Se dobbiamo effettuare sempre dei fori grandi, ma su un pezzo di legno massello e non li copriamo con una cerniera e dobbiamo lasciarli a vista è più indicato un altro tipo di punta che viene costruita in HSS, quindi senza riporti in Widia, ma che sul legno si comporta in maniera più delicata, lasciando perfetti i bordi dei fori. 


Fraiser - fresa per trapano tipo Forstner

Questa punta non ha rasanti, ma una struttura circolare interrotta solo dalle aperture in presenza dei due coltelli che penetrano nel legno per scaricare i trucioli; anche in questo caso c’è una puntina centrale per la guida in asse durante la foratura. Il bordo tagliente esterno di questa punta può essere liscio o dentellato. 

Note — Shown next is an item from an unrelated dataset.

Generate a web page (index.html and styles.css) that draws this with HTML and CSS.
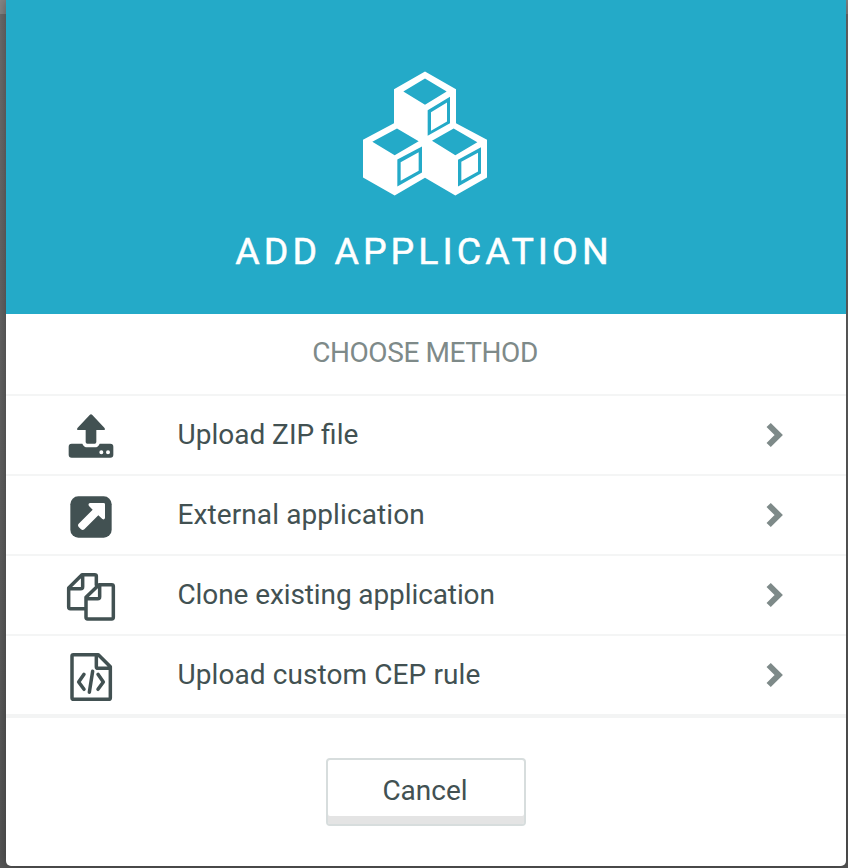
FILE: index.html
```html
<!DOCTYPE html>
<html lang="en">
<head>
<meta charset="utf-8">
<title>Add application</title>
<link rel="stylesheet" href="styles.css">
</head>
<body>
<main class="modal">
  <header class="modal-header">
    <svg class="cubes" viewBox="39 35 372 372" aria-hidden="true">
      <path class="face" d="M225 35L318 88V190L411 240V353L316 407L225 354L134 407L39 353V240L132 190V88Z"/>
      <path class="cut" d="M225 56L290 95L225 135L160 95ZM141 206L206 244L134 286L67 246ZM311 206L382 247L316 286L246 243Z"/>
      <path class="cut" fill-rule="evenodd" d="M233 151L300 111V190L233 228ZM243 157V213L291 185V128ZM142 299L216 260V338L142 380ZM152 307V363L206 333V277ZM324 300L393 262V341L324 380ZM334 306V363L384 335V279Z"/>
    </svg>
    <h1>ADD APPLICATION</h1>
  </header>
  <h2>CHOOSE METHOD</h2>
  <ul class="methods">
    <li>
      <svg class="icon" viewBox="0 0 240 222" aria-hidden="true">
        <path class="solid" d="M119 45Q123 41 127 45L163 83Q168 90 160 90H139V126Q139 131 134 131H112Q107 131 107 126V90H86Q78 90 83 83Z"/>
        <path class="solid" fill-rule="evenodd" d="M65 131H97Q101 142 113 142H134Q145 142 149 131H181Q190 131 190 140V164Q190 173 181 173H65Q56 173 56 164V140Q56 131 65 131ZM148 157a6 6 0 1 0 12 0a6 6 0 1 0-12 0ZM168 157a6 6 0 1 0 12 0a6 6 0 1 0-12 0Z"/>
      </svg>
      <span class="label zip">Upload ZIP file</span>
      <svg class="chevron" viewBox="0 0 51 78" aria-hidden="true"><path d="M8 9L38 39L8 69"/></svg>
    </li>
    <li>
      <svg class="icon" viewBox="0 0 240 222" aria-hidden="true">
        <rect class="solid" x="61" y="49" width="124" height="124" rx="24"/>
        <path class="arrow" d="M120 69H161Q165 69 165 73V114Q163 121 157 117L145 106L103 148Q98 152 93 148L86 141Q82 136 86 131L128 89L117 78Q113 71 120 69Z"/>
      </svg>
      <span class="label external">External application</span>
      <svg class="chevron" viewBox="0 0 51 78" aria-hidden="true"><path d="M8 9L38 39L8 69"/></svg>
    </li>
    <li>
      <svg class="icon" viewBox="0 0 240 222" aria-hidden="true">
        <path class="line" d="M105 146H61Q56 146 56 141V84L96 44H134Q139 44 139 48V75M98 45V80Q98 86 92 86H58"/>
        <path class="line" d="M147 74H185Q190 74 190 79V172Q190 177 185 177H113Q108 177 108 172V112ZM149 76V110Q149 116 143 116H110"/>
      </svg>
      <span class="label clone">Clone existing application</span>
      <svg class="chevron" viewBox="0 0 51 78" aria-hidden="true"><path d="M8 9L38 39L8 69"/></svg>
    </li>
    <li>
      <svg class="icon" viewBox="0 0 240 222" aria-hidden="true">
        <path class="line" d="M70 44H145L181 80V173Q181 178 176 178H71Q66 178 66 173V48Q66 44 70 44ZM139 45V80Q139 85 144 85H180"/>
        <path class="line" d="M102 103L86 126L102 148M144 103L160 126L144 148M128 94L118 157"/>
      </svg>
      <span class="label rule">Upload custom CEP rule</span>
      <svg class="chevron" viewBox="0 0 51 78" aria-hidden="true"><path d="M8 9L38 39L8 69"/></svg>
    </li>
  </ul>
  <footer class="modal-footer">
    <button type="button">Cancel</button>
  </footer>
</main>
</body>
</html>
```
FILE: styles.css
```css
* { box-sizing: border-box; }
body {
  margin: 0;
  height: 868px;
  padding: 0 2px 2px 6px;
  overflow: hidden;
  background: linear-gradient(#858585 0 14px, #6c6c6c 14px, #555 100%);
  font-family: Roboto, "Liberation Sans", sans-serif;
  color: #425152;
}
.modal {
  height: 866px;
  background: #fff;
  border-radius: 0 0 5px 5px;
  overflow: hidden;
  box-shadow: 0 0 12px rgba(0, 0, 0, .35);
}
.modal-header {
  height: 314px;
  padding-top: 71px;
  background: #24aac8;
  color: #fff;
  display: flex;
  flex-direction: column;
  align-items: center;
}
.cubes { width: 124px; height: 125px; margin-right: 2px; }
.face { fill: #fff; }
.cut { fill: #24aac8; }
h1 {
  margin: 33px 4px 0 0;
  font-size: 37.5px;
  line-height: 44px;
  font-weight: 400;
  letter-spacing: 4.05px;
  -webkit-text-stroke: .5px #fff;
  white-space: nowrap;
}
h2 {
  height: 80px;
  margin: 0;
  padding: 22px 2px 0 0;
  font-size: 28px;
  line-height: 33px;
  font-weight: 400;
  letter-spacing: -.42px;
  text-align: center;
  color: #7e8a89;
}
.methods {
  margin: 0;
  padding: 0;
  list-style: none;
  border-bottom: 4px solid #f3f4f4;
}
.methods li {
  height: 80px;
  border-top: 2px solid #f4f5f5;
  padding: 4px 63px 0 44px;
  display: flex;
  align-items: flex-start;
}
.icon { width: 80px; height: 74px; flex: none; }
.solid { fill: #425152; }
.arrow { fill: #fff; }
.line {
  fill: none;
  stroke: #425152;
  stroke-width: 10.5;
  stroke-linecap: round;
  stroke-linejoin: round;
}
.label {
  flex: 1;
  margin-left: 47.5px;
  padding-top: 18px;
  font-size: 28px;
  line-height: 33px;
  white-space: nowrap;
}
.external { letter-spacing: .1px; }
.clone { letter-spacing: -.1px; }
.rule { letter-spacing: .09px; }
.chevron { width: 17px; height: 26px; margin-top: 22px; flex: none; }
.chevron path { fill: none; stroke: #7e8a89; stroke-width: 18; }
.modal-footer { padding-top: 40px; display: flex; justify-content: center; }
button {
  width: 200px;
  height: 68px;
  padding: 0 2px 3px 0;
  border: 2px solid #d7dddd;
  border-radius: 4px;
  background: #fff;
  box-shadow: inset 0 -8px #e4e4e4;
  font: 28px/33px Roboto, "Liberation Sans", sans-serif;
  color: #425152;
}
```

Per chi avesse bisogno di effettuare dei fori passanti su materiali ricomposti o rivestiti in materiali duri come, per esempio, il laminato plastico ed esiste anche la necessità che siano di diametro notevole e su materiali di spessore importante, lo strumento ideale è la sega a tazza con i denti riportati in Widia. 



Questo utensile è l’ideale per i fori passanti; contrariamente ai due prodotti precedenti che lavorano benissimo quando devono effettuare fori ciechi perché il fondo risulta spianato, in questo caso la parte interna lasciata da una sega a tazza che non ha sfondato il pezzo andrebbe tolta a colpi di scalpello ed il fondo non risulterebbe ben rifinito, quindi è meglio usarla solo per fori passanti. Per l’affondamento in asse questa volta c’è una punta da centro elicoidale, che penetra per prima nel materiale da forare evitando sbandamenti da parte della sega a tazza. 


Infine, per gli amanti delle decorazioni sul legno massello, ecco una punta che può essere equiparata ad una fresa: va sempre montata su un trapano a colonna, ma bisogna considerare che la velocità di rotazione va mantenuta bassa, dato il notevole diametro dell’utensile e quindi dell’elevata velocità tangenziale.


Fraiser - fresa per rosoni

I coltelli sono in Widia per cui possiamo permetterci di effettuare queste lavorazioni anche su elementi in MDF che possiamo poi laccare a piacere.